Fitch views MCSL's stand-alone financial profile to be weak. Its core
business of vehicle finance, in the form of finance leases and hire
purchase (HP), comprised 37 percent and 29 percent of its loan book at
end-2011, with the balance comprising loans.
Due to slippages of some large facilities into non-performing loan
(NPL) category, MCSL's gross NPL ratio (three-month NPLs/gross loans)
increased to 19.1 percent at end-2011 (financial year ending Dec) from
16.8 percent at the end- of 2010.
The agency notes that MCSL has made an effort to reduce average loan
size and thereby concentrations in loans.
Profitability in terms of pre-tax return on assets (adjusted for
income of equity investments) decreased slightly to 3.1 percent in 2011
from 3.4 percent in 2010, due to an increase in operating expenses.
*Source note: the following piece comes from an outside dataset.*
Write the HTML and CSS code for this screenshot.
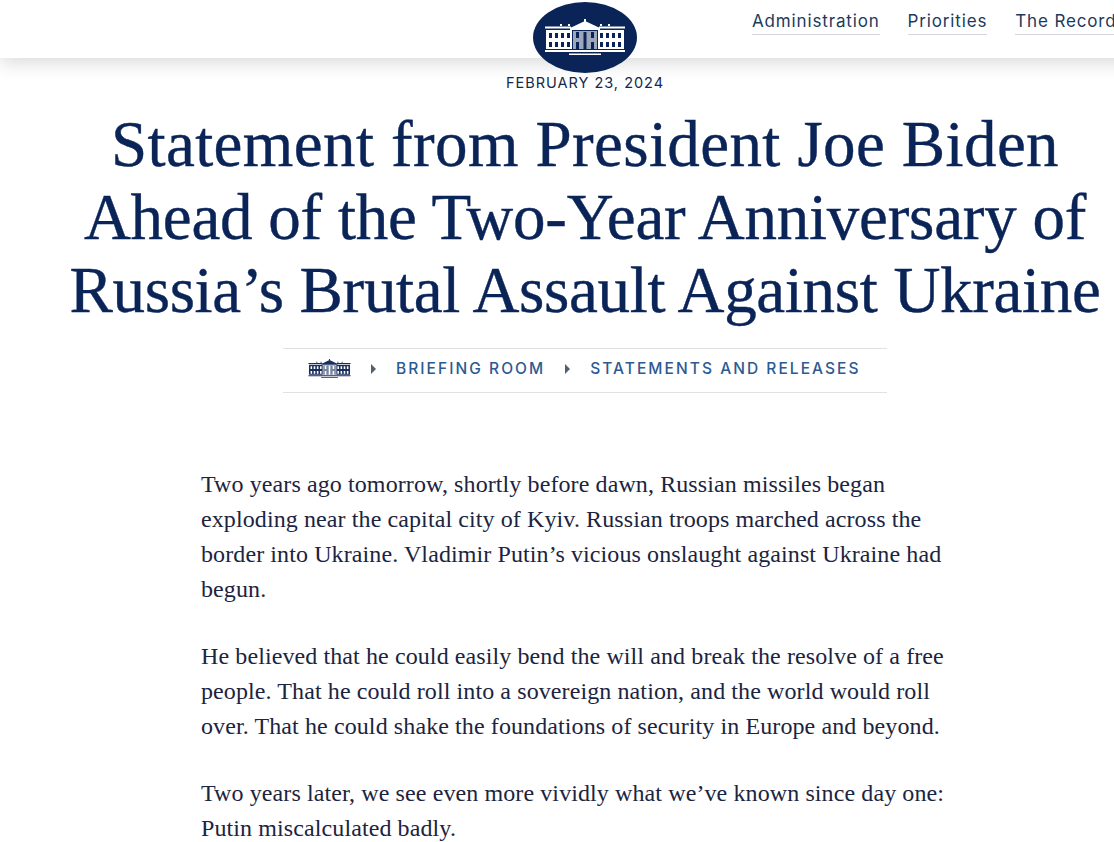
FILE: index.html
```html
<!DOCTYPE html>
<html lang="en">
<head>
<meta charset="utf-8">
<title>Statement from President Joe Biden</title>
<link rel="stylesheet" href="styles.css">
</head>
<body>
<svg class="defs" width="0" height="0" aria-hidden="true">
  <defs>
    <symbol id="wh" viewBox="0 0 80 38">
      <path fill="currentColor" d="M39 0h2v3h-2zM15 5h2v2h-2zM23 5h2v2h-2zM55 5h2v2h-2zM63 5h2v2h-2z"/>
      <path fill="currentColor" d="M25 9 40 2l15 7v2H25z"/>
      <path fill="currentColor" d="M0 7.500h26v2H0zM54 7.500h26v2H54z"/>
      <path fill="currentColor" d="M1 11h26v19H1zM53 11h26v19H53z"/>
      <path fill="currentColor" opacity="0.6" d="M28 12h24v18H28z"/>
      <g class="win">
        <path d="M4 14h3v5H4zM10 14h3v5h-3zM16 14h3v5h-3zM22 14h3v5h-3zM4 23h3v5H4zM10 23h3v5h-3zM16 23h3v5h-3zM22 23h3v5h-3zM55 14h3v5h-3zM61 14h3v5h-3zM67 14h3v5h-3zM73 14h3v5h-3zM55 23h3v5h-3zM61 23h3v5h-3zM67 23h3v5h-3zM73 23h3v5h-3z"/>
        <path d="M31 13h3v6h-3zM38.500 13h3v17h-3zM46 13h3v6h-3zM31 23h3v7h-3zM46 23h3v7h-3z"/>
      </g>
      <path fill="currentColor" d="M0 31h80v2H0zM24 34.500h32V36H24z"/>
    </symbol>
  </defs>
</svg>
<div class="page">
  <header class="site-header">
    <nav class="nav">
      <a class="nav-link">Administration</a>
      <a class="nav-link">Priorities</a>
      <a class="nav-link">The Record</a>
    </nav>
    <a class="logo"><svg class="logo-mark"><use href="#wh"/></svg></a>
  </header>
  <main class="article">
    <p class="date">February 23, 2024</p>
    <h1 class="title"><span class="line line-a">Statement from President Joe Biden</span><span class="line line-b">Ahead of the Two-Year Anniversary of</span><span class="line line-c">Russia’s Brutal Assault Against Ukraine</span></h1>
    <div class="crumbs">
      <svg class="crumb-home"><use href="#wh"/></svg>
      <span class="caret"></span>
      <a class="crumb">Briefing Room</a>
      <span class="caret"></span>
      <a class="crumb">Statements and Releases</a>
    </div>
    <section class="body-copy">
      <p>Two years ago tomorrow, shortly before dawn, Russian missiles began exploding near the capital city of Kyiv. Russian troops marched across the border into Ukraine. Vladimir Putin’s vicious onslaught against Ukraine had begun.</p>
      <p>He believed that he could easily bend the will and break the resolve of a free people. That he could roll into a sovereign nation, and the world would roll over. That he could shake the foundations of security in Europe and beyond.</p>
      <p>Two years later, we see even more vividly what we’ve known since day one: Putin miscalculated badly.</p>
    </section>
  </main>
</div>
</body>
</html>
```
FILE: styles.css
```css
html, body {
  margin: 0;
  padding: 0;
  background: #fff;
  overflow: hidden;
  height: 842px;
}
.defs { display: block; height: 0; }
.page { width: 1170px; color: #0a2458; }
.site-header {
  position: relative;
  height: 58px;
  background: #fff;
  box-shadow: 0 4px 20px rgba(0, 0, 0, 0.16);
  display: flex;
  justify-content: flex-start;
}
.nav {
  display: flex;
  gap: 28px;
  padding: 11px 0 0 752px;
}
.nav-link {
  font: 400 17px/20px "Inter", sans-serif;
  letter-spacing: 0.85px;
  color: #1c3a5e;
  height: 23px;
  white-space: nowrap;
  border-bottom: 1px solid #d4d8de;
}
.logo {
  position: absolute;
  left: 533px;
  top: 2px;
  width: 104px;
  height: 71px;
  border-radius: 50%;
  background: #0a2458;
  display: flex;
  align-items: center;
  justify-content: center;
}
.logo-mark { width: 80px; height: 38px; color: #fff; --win: #0a2458; }
.win { fill: var(--win); }
.article { display: flex; flex-direction: column; align-items: center; background: #fff; }
.date {
  margin: 16px 0 0;
  font: 400 14.500px/17px "Inter", sans-serif;
  text-transform: uppercase;
  color: #122a4e;
  letter-spacing: 1px;
}
.title {
  margin: 17px 0 0;
  font: 400 65px/73px "Liberation Serif", serif;
  -webkit-text-stroke: 0.4px #0a2458;
  text-align: center;
  color: #0a2458;
  white-space: nowrap;
}
.line { display: block; }
.line-a { letter-spacing: 0.38px; }
.line-b { letter-spacing: -0.25px; }
.line-c { letter-spacing: -0.32px; }
.crumbs {
  margin-top: 21px;
  width: 604px;
  height: 45px;
  box-sizing: border-box;
  border-top: 1px solid #dfe1e4;
  border-bottom: 1px solid #dfe1e4;
  display: flex;
  align-items: center;
  padding: 0 0 3px 25px;
}
.crumb-home { width: 43px; height: 20px; color: #1a2f5e; --win: #fff; }
.caret {
  width: 0;
  height: 0;
  margin: 0 20px;
  border-left: 5px solid #555f6e;
  border-top: 5px solid transparent;
  border-bottom: 5px solid transparent;
}
.crumb {
  font: 500 15.500px/18px "Inter", sans-serif;
  text-transform: uppercase;
  letter-spacing: 2.05px;
  color: #2c5a92;
  white-space: nowrap;
}
.body-copy { align-self: flex-start; margin: 74px 0 0 201px; width: 750px; }
.body-copy p {
  margin: 0 0 32px;
  font: 400 24px/35px "Liberation Serif", serif;
  letter-spacing: 0.1px;
  color: #1b2440;
}
```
Fitch expects MCSL's profitability to come under pressure as its net
interest margins (NIMs: 9.4 percent in end-2011, 9.5 percent in
end-2010) tighten alongside an increase in its funding costs.
Capitalisation in terms of equity/ assets also remained low at 9.9
percent at end-2011.
The agency expects the company's capitalisation to be strengthened
when it becomes listed on the Colombo Stock Exchange - a regulatory
requirement for all registered finance companies (RFCs).
Funding is predominantly through deposits. Although a strong loan
expansion of 37 percent in 2011 resulted in an increase in borrowings,
MCSL's deposit concentrations remain high with its top five deposits
accounting for 26 percentof total deposits at FYE11.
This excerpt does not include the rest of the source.